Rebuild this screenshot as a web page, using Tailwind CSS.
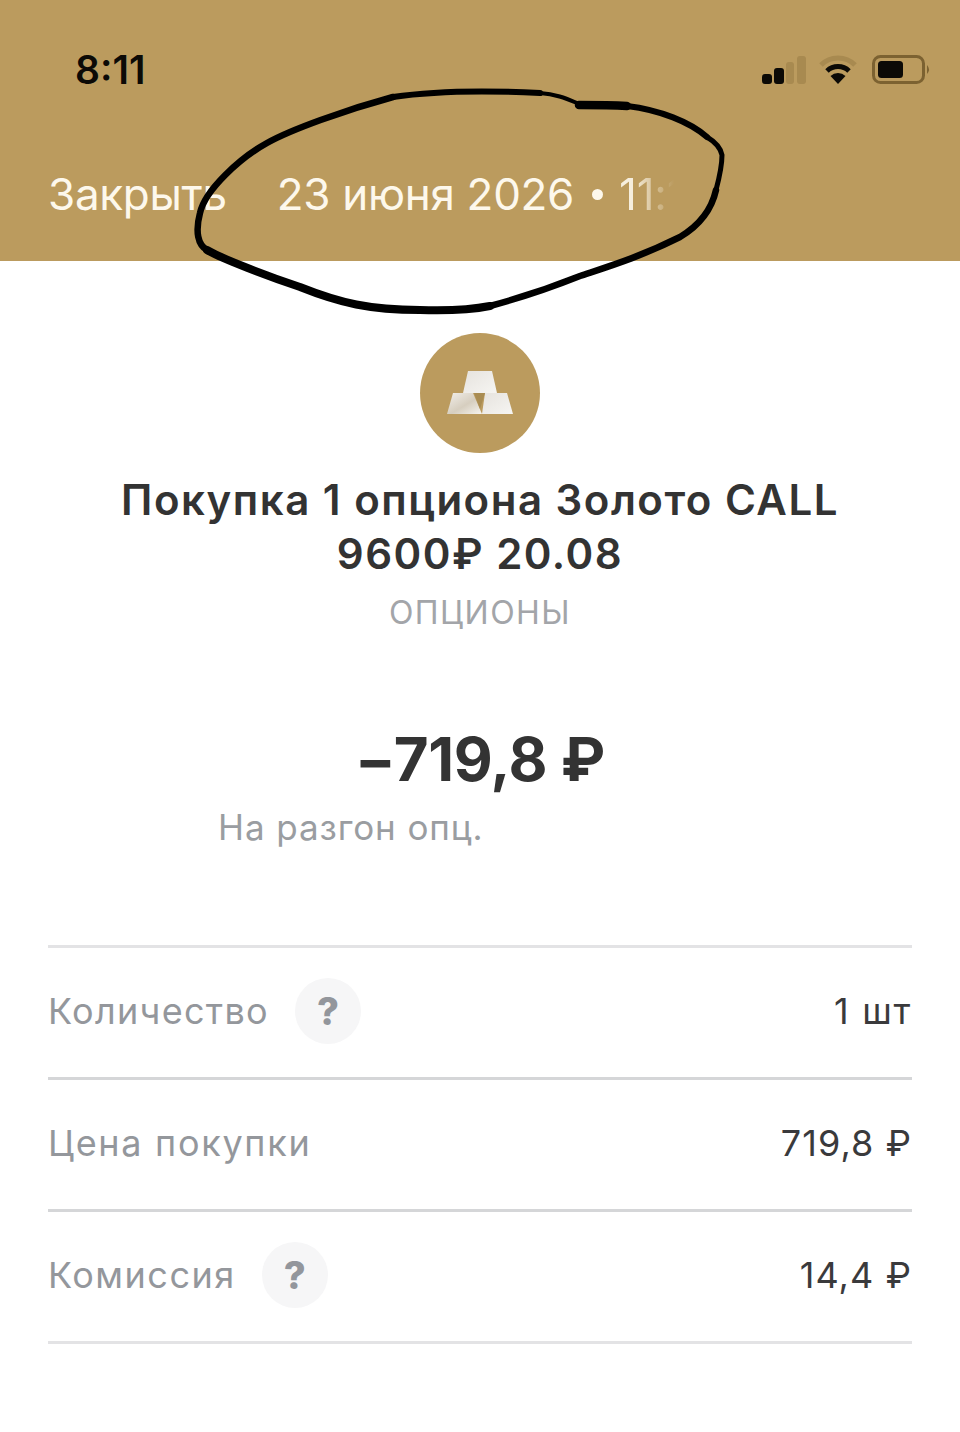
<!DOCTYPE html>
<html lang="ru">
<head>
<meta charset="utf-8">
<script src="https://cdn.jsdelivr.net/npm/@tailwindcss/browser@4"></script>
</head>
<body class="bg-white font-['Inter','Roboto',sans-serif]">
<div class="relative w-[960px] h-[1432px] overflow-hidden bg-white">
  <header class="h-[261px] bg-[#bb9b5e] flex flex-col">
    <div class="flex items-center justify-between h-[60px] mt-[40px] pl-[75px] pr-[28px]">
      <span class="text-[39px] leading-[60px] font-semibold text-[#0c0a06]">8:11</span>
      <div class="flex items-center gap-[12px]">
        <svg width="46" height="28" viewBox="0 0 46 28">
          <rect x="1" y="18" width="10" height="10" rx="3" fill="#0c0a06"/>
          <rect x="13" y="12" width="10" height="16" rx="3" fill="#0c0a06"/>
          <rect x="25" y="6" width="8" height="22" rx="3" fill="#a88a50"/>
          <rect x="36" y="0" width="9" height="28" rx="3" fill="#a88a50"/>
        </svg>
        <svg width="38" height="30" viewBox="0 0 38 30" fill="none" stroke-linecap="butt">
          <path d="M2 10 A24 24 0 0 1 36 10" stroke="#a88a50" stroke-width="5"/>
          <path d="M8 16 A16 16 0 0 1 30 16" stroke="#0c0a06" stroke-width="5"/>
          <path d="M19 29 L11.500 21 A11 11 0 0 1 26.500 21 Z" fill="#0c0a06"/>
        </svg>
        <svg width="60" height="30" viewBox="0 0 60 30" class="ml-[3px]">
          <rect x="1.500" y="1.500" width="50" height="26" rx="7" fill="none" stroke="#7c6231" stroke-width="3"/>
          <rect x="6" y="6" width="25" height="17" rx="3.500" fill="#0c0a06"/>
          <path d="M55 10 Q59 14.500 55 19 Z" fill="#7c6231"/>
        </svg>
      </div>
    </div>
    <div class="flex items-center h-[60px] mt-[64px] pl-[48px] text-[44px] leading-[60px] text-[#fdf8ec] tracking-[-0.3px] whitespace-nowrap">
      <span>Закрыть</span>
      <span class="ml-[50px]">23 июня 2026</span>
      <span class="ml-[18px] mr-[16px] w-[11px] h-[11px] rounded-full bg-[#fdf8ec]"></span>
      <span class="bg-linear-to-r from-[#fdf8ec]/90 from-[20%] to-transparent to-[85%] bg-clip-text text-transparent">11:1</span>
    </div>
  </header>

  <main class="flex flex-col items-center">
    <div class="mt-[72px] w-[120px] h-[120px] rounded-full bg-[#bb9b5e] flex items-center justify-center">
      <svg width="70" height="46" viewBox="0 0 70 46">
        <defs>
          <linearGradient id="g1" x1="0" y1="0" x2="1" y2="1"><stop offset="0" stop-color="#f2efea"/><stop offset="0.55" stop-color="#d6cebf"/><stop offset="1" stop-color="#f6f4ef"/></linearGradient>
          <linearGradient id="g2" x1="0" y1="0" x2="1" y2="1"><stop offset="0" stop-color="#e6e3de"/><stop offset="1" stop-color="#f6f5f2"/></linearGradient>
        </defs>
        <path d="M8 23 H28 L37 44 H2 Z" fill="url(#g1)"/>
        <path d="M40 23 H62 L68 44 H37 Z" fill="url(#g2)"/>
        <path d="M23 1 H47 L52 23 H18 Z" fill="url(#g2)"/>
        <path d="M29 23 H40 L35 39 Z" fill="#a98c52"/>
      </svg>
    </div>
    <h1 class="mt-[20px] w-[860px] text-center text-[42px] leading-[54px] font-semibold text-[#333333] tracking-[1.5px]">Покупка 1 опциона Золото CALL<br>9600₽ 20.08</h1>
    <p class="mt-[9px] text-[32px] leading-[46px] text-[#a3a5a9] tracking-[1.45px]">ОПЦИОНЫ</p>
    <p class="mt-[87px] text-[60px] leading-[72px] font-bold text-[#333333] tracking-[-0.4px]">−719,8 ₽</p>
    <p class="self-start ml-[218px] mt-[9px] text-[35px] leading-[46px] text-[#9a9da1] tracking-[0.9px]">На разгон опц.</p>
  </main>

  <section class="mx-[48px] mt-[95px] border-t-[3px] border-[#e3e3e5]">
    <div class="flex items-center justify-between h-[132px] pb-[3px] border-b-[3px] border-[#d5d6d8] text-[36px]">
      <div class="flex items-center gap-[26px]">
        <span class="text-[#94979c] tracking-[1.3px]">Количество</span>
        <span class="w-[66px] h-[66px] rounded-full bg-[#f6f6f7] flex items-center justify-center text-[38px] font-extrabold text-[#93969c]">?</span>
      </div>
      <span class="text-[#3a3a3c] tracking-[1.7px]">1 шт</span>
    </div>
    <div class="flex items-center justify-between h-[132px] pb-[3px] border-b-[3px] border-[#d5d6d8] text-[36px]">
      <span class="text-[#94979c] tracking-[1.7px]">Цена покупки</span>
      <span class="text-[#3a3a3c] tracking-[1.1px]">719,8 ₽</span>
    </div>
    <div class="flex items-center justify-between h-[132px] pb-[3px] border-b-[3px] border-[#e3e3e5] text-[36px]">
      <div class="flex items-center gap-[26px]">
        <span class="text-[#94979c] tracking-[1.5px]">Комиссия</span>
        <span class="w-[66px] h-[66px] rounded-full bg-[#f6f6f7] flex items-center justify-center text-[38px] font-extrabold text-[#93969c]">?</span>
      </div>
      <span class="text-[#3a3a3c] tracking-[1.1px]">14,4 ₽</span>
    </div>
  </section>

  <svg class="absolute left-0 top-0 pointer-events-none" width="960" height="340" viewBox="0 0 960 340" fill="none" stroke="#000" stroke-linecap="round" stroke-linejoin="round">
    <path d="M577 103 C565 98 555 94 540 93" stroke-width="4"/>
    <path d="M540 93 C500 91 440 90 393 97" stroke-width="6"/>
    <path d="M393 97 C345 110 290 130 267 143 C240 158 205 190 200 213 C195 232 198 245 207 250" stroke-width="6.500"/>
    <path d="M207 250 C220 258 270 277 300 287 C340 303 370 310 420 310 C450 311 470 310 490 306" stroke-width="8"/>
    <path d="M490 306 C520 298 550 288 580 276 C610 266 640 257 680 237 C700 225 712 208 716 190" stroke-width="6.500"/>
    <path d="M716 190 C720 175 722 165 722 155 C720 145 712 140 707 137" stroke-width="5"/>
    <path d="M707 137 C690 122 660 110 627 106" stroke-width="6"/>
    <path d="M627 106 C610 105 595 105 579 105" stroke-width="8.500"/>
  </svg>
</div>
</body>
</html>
..........
Every line is to be duplicated exactly, though pictures stay out.

The answer:
Rebuild this screenshot as a web page, using Tailwind CSS.
<!DOCTYPE html>
<html lang="ru">
<head>
<meta charset="utf-8">
<script src="https://cdn.jsdelivr.net/npm/@tailwindcss/browser@4"></script>
</head>
<body class="bg-white font-['Inter','Roboto',sans-serif]">
<div class="relative w-[960px] h-[1432px] overflow-hidden bg-white">
  <header class="h-[261px] bg-[#bb9b5e] flex flex-col">
    <div class="flex items-center justify-between h-[60px] mt-[40px] pl-[75px] pr-[28px]">
      <span class="text-[39px] leading-[60px] font-semibold text-[#0c0a06]">8:11</span>
      <div class="flex items-center gap-[12px]">
        <svg width="46" height="28" viewBox="0 0 46 28">
          <rect x="1" y="18" width="10" height="10" rx="3" fill="#0c0a06"/>
          <rect x="13" y="12" width="10" height="16" rx="3" fill="#0c0a06"/>
          <rect x="25" y="6" width="8" height="22" rx="3" fill="#a88a50"/>
          <rect x="36" y="0" width="9" height="28" rx="3" fill="#a88a50"/>
        </svg>
        <svg width="38" height="30" viewBox="0 0 38 30" fill="none" stroke-linecap="butt">
          <path d="M2 10 A24 24 0 0 1 36 10" stroke="#a88a50" stroke-width="5"/>
          <path d="M8 16 A16 16 0 0 1 30 16" stroke="#0c0a06" stroke-width="5"/>
          <path d="M19 29 L11.500 21 A11 11 0 0 1 26.500 21 Z" fill="#0c0a06"/>
        </svg>
        <svg width="60" height="30" viewBox="0 0 60 30" class="ml-[3px]">
          <rect x="1.500" y="1.500" width="50" height="26" rx="7" fill="none" stroke="#7c6231" stroke-width="3"/>
          <rect x="6" y="6" width="25" height="17" rx="3.500" fill="#0c0a06"/>
          <path d="M55 10 Q59 14.500 55 19 Z" fill="#7c6231"/>
        </svg>
      </div>
    </div>
    <div class="flex items-center h-[60px] mt-[64px] pl-[48px] text-[44px] leading-[60px] text-[#fdf8ec] tracking-[-0.3px] whitespace-nowrap">
      <span>Закрыть</span>
      <span class="ml-[50px]">23 июня 2026</span>
      <span class="ml-[18px] mr-[16px] w-[11px] h-[11px] rounded-full bg-[#fdf8ec]"></span>
      <span class="bg-linear-to-r from-[#fdf8ec]/90 from-[20%] to-transparent to-[85%] bg-clip-text text-transparent">11:1</span>
    </div>
  </header>

  <main class="flex flex-col items-center">
    <div class="mt-[72px] w-[120px] h-[120px] rounded-full bg-[#bb9b5e] flex items-center justify-center">
      <svg width="70" height="46" viewBox="0 0 70 46">
        <defs>
          <linearGradient id="g1" x1="0" y1="0" x2="1" y2="1"><stop offset="0" stop-color="#f2efea"/><stop offset="0.55" stop-color="#d6cebf"/><stop offset="1" stop-color="#f6f4ef"/></linearGradient>
          <linearGradient id="g2" x1="0" y1="0" x2="1" y2="1"><stop offset="0" stop-color="#e6e3de"/><stop offset="1" stop-color="#f6f5f2"/></linearGradient>
        </defs>
        <path d="M8 23 H28 L37 44 H2 Z" fill="url(#g1)"/>
        <path d="M40 23 H62 L68 44 H37 Z" fill="url(#g2)"/>
        <path d="M23 1 H47 L52 23 H18 Z" fill="url(#g2)"/>
        <path d="M29 23 H40 L35 39 Z" fill="#a98c52"/>
      </svg>
    </div>
    <h1 class="mt-[20px] w-[860px] text-center text-[42px] leading-[54px] font-semibold text-[#333333] tracking-[1.5px]">Покупка 1 опциона Золото CALL<br>9600₽ 20.08</h1>
    <p class="mt-[9px] text-[32px] leading-[46px] text-[#a3a5a9] tracking-[1.45px]">ОПЦИОНЫ</p>
    <p class="mt-[87px] text-[60px] leading-[72px] font-bold text-[#333333] tracking-[-0.4px]">−719,8 ₽</p>
    <p class="self-start ml-[218px] mt-[9px] text-[35px] leading-[46px] text-[#9a9da1] tracking-[0.9px]">На разгон опц.</p>
  </main>

  <section class="mx-[48px] mt-[95px] border-t-[3px] border-[#e3e3e5]">
    <div class="flex items-center justify-between h-[132px] pb-[3px] border-b-[3px] border-[#d5d6d8] text-[36px]">
      <div class="flex items-center gap-[26px]">
        <span class="text-[#94979c] tracking-[1.3px]">Количество</span>
        <span class="w-[66px] h-[66px] rounded-full bg-[#f6f6f7] flex items-center justify-center text-[38px] font-extrabold text-[#93969c]">?</span>
      </div>
      <span class="text-[#3a3a3c] tracking-[1.7px]">1 шт</span>
    </div>
    <div class="flex items-center justify-between h-[132px] pb-[3px] border-b-[3px] border-[#d5d6d8] text-[36px]">
      <span class="text-[#94979c] tracking-[1.7px]">Цена покупки</span>
      <span class="text-[#3a3a3c] tracking-[1.1px]">719,8 ₽</span>
    </div>
    <div class="flex items-center justify-between h-[132px] pb-[3px] border-b-[3px] border-[#e3e3e5] text-[36px]">
      <div class="flex items-center gap-[26px]">
        <span class="text-[#94979c] tracking-[1.5px]">Комиссия</span>
        <span class="w-[66px] h-[66px] rounded-full bg-[#f6f6f7] flex items-center justify-center text-[38px] font-extrabold text-[#93969c]">?</span>
      </div>
      <span class="text-[#3a3a3c] tracking-[1.1px]">14,4 ₽</span>
    </div>
  </section>

  <svg class="absolute left-0 top-0 pointer-events-none" width="960" height="340" viewBox="0 0 960 340" fill="none" stroke="#000" stroke-linecap="round" stroke-linejoin="round">
    <path d="M577 103 C565 98 555 94 540 93" stroke-width="4"/>
    <path d="M540 93 C500 91 440 90 393 97" stroke-width="6"/>
    <path d="M393 97 C345 110 290 130 267 143 C240 158 205 190 200 213 C195 232 198 245 207 250" stroke-width="6.500"/>
    <path d="M207 250 C220 258 270 277 300 287 C340 303 370 310 420 310 C450 311 470 310 490 306" stroke-width="8"/>
    <path d="M490 306 C520 298 550 288 580 276 C610 266 640 257 680 237 C700 225 712 208 716 190" stroke-width="6.500"/>
    <path d="M716 190 C720 175 722 165 722 155 C720 145 712 140 707 137" stroke-width="5"/>
    <path d="M707 137 C690 122 660 110 627 106" stroke-width="6"/>
    <path d="M627 106 C610 105 595 105 579 105" stroke-width="8.500"/>
  </svg>
</div>
</body>
</html>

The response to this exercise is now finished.